Directive: Give an exact transcription of every line, dropping the images.

-------- Information supplied --------

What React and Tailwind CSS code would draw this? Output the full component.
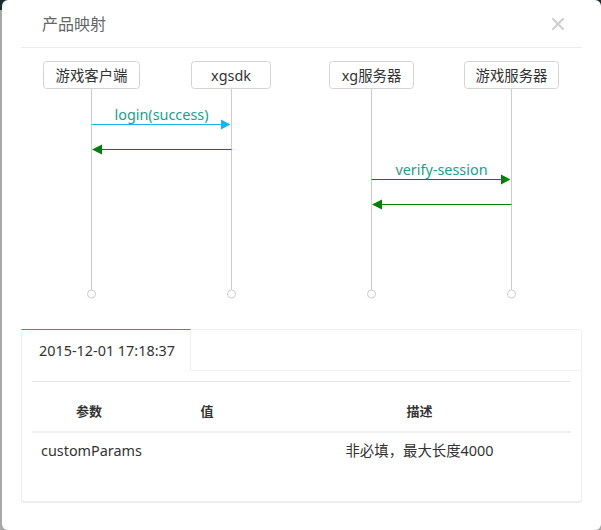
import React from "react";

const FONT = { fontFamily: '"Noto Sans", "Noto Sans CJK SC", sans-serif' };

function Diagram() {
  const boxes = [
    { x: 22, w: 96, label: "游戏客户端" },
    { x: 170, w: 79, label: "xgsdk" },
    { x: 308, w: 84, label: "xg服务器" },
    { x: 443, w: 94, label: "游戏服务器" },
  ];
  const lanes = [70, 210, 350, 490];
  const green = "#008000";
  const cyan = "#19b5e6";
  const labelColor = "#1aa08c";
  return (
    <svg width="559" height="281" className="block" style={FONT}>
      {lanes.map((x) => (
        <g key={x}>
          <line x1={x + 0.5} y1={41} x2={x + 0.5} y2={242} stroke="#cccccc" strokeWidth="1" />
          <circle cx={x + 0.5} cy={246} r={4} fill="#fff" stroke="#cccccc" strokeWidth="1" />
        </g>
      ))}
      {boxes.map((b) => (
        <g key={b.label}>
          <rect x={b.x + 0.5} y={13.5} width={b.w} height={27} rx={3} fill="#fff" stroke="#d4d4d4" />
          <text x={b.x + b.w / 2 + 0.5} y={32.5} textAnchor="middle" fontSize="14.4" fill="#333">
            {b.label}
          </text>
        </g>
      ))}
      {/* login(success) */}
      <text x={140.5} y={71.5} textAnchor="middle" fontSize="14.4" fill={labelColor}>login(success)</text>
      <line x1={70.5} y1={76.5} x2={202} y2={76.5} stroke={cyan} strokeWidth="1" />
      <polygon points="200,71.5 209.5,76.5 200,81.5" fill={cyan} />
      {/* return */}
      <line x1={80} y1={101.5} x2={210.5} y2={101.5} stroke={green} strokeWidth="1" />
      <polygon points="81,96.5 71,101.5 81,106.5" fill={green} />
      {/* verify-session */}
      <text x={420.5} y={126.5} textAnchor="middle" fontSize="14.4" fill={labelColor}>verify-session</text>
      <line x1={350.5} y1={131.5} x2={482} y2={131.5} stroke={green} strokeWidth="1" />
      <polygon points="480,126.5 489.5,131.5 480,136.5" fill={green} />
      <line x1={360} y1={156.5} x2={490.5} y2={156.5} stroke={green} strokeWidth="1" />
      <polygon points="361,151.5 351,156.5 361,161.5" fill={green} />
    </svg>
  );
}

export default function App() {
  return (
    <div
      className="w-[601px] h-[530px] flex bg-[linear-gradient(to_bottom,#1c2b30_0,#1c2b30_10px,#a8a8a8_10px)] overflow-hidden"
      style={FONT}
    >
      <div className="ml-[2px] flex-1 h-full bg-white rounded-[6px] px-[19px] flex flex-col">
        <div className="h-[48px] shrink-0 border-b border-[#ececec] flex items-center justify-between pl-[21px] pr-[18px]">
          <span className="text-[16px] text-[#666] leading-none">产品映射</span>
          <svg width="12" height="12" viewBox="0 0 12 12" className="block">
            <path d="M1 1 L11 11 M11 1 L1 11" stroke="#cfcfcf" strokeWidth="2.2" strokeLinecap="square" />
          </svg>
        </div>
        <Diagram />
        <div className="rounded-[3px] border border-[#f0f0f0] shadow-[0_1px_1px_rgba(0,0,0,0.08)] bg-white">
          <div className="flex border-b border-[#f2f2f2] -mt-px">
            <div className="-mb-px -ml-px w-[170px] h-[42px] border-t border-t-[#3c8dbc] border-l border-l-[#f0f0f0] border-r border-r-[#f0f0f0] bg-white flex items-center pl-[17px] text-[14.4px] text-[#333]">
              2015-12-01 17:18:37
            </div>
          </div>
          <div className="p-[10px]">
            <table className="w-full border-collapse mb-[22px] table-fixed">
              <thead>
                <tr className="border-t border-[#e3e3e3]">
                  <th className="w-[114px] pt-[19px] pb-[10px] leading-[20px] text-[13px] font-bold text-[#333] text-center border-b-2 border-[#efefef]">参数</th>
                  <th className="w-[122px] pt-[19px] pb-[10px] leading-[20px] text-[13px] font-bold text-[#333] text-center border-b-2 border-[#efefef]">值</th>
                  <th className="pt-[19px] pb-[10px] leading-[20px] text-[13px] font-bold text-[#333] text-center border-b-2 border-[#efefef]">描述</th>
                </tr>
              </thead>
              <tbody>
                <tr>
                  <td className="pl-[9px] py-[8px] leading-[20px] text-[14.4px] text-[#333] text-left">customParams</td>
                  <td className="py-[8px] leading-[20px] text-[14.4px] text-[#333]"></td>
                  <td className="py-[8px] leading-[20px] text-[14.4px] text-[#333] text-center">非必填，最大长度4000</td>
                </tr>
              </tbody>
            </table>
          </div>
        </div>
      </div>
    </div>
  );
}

--------

Solution for this problem:
What React and Tailwind CSS code would draw this? Output the full component.
import React from "react";

const FONT = { fontFamily: '"Noto Sans", "Noto Sans CJK SC", sans-serif' };

function Diagram() {
  const boxes = [
    { x: 22, w: 96, label: "游戏客户端" },
    { x: 170, w: 79, label: "xgsdk" },
    { x: 308, w: 84, label: "xg服务器" },
    { x: 443, w: 94, label: "游戏服务器" },
  ];
  const lanes = [70, 210, 350, 490];
  const green = "#008000";
  const cyan = "#19b5e6";
  const labelColor = "#1aa08c";
  return (
    <svg width="559" height="281" className="block" style={FONT}>
      {lanes.map((x) => (
        <g key={x}>
          <line x1={x + 0.5} y1={41} x2={x + 0.5} y2={242} stroke="#cccccc" strokeWidth="1" />
          <circle cx={x + 0.5} cy={246} r={4} fill="#fff" stroke="#cccccc" strokeWidth="1" />
        </g>
      ))}
      {boxes.map((b) => (
        <g key={b.label}>
          <rect x={b.x + 0.5} y={13.5} width={b.w} height={27} rx={3} fill="#fff" stroke="#d4d4d4" />
          <text x={b.x + b.w / 2 + 0.5} y={32.5} textAnchor="middle" fontSize="14.4" fill="#333">
            {b.label}
          </text>
        </g>
      ))}
      {/* login(success) */}
      <text x={140.5} y={71.5} textAnchor="middle" fontSize="14.4" fill={labelColor}>login(success)</text>
      <line x1={70.5} y1={76.5} x2={202} y2={76.5} stroke={cyan} strokeWidth="1" />
      <polygon points="200,71.5 209.5,76.5 200,81.5" fill={cyan} />
      {/* return */}
      <line x1={80} y1={101.5} x2={210.5} y2={101.5} stroke={green} strokeWidth="1" />
      <polygon points="81,96.5 71,101.5 81,106.5" fill={green} />
      {/* verify-session */}
      <text x={420.5} y={126.5} textAnchor="middle" fontSize="14.4" fill={labelColor}>verify-session</text>
      <line x1={350.5} y1={131.5} x2={482} y2={131.5} stroke={green} strokeWidth="1" />
      <polygon points="480,126.5 489.5,131.5 480,136.5" fill={green} />
      <line x1={360} y1={156.5} x2={490.5} y2={156.5} stroke={green} strokeWidth="1" />
      <polygon points="361,151.5 351,156.5 361,161.5" fill={green} />
    </svg>
  );
}

export default function App() {
  return (
    <div
      className="w-[601px] h-[530px] flex bg-[linear-gradient(to_bottom,#1c2b30_0,#1c2b30_10px,#a8a8a8_10px)] overflow-hidden"
      style={FONT}
    >
      <div className="ml-[2px] flex-1 h-full bg-white rounded-[6px] px-[19px] flex flex-col">
        <div className="h-[48px] shrink-0 border-b border-[#ececec] flex items-center justify-between pl-[21px] pr-[18px]">
          <span className="text-[16px] text-[#666] leading-none">产品映射</span>
          <svg width="12" height="12" viewBox="0 0 12 12" className="block">
            <path d="M1 1 L11 11 M11 1 L1 11" stroke="#cfcfcf" strokeWidth="2.2" strokeLinecap="square" />
          </svg>
        </div>
        <Diagram />
        <div className="rounded-[3px] border border-[#f0f0f0] shadow-[0_1px_1px_rgba(0,0,0,0.08)] bg-white">
          <div className="flex border-b border-[#f2f2f2] -mt-px">
            <div className="-mb-px -ml-px w-[170px] h-[42px] border-t border-t-[#3c8dbc] border-l border-l-[#f0f0f0] border-r border-r-[#f0f0f0] bg-white flex items-center pl-[17px] text-[14.4px] text-[#333]">
              2015-12-01 17:18:37
            </div>
          </div>
          <div className="p-[10px]">
            <table className="w-full border-collapse mb-[22px] table-fixed">
              <thead>
                <tr className="border-t border-[#e3e3e3]">
                  <th className="w-[114px] pt-[19px] pb-[10px] leading-[20px] text-[13px] font-bold text-[#333] text-center border-b-2 border-[#efefef]">参数</th>
                  <th className="w-[122px] pt-[19px] pb-[10px] leading-[20px] text-[13px] font-bold text-[#333] text-center border-b-2 border-[#efefef]">值</th>
                  <th className="pt-[19px] pb-[10px] leading-[20px] text-[13px] font-bold text-[#333] text-center border-b-2 border-[#efefef]">描述</th>
                </tr>
              </thead>
              <tbody>
                <tr>
                  <td className="pl-[9px] py-[8px] leading-[20px] text-[14.4px] text-[#333] text-left">customParams</td>
                  <td className="py-[8px] leading-[20px] text-[14.4px] text-[#333]"></td>
                  <td className="py-[8px] leading-[20px] text-[14.4px] text-[#333] text-center">非必填，最大长度4000</td>
                </tr>
              </tbody>
            </table>
          </div>
        </div>
      </div>
    </div>
  );
}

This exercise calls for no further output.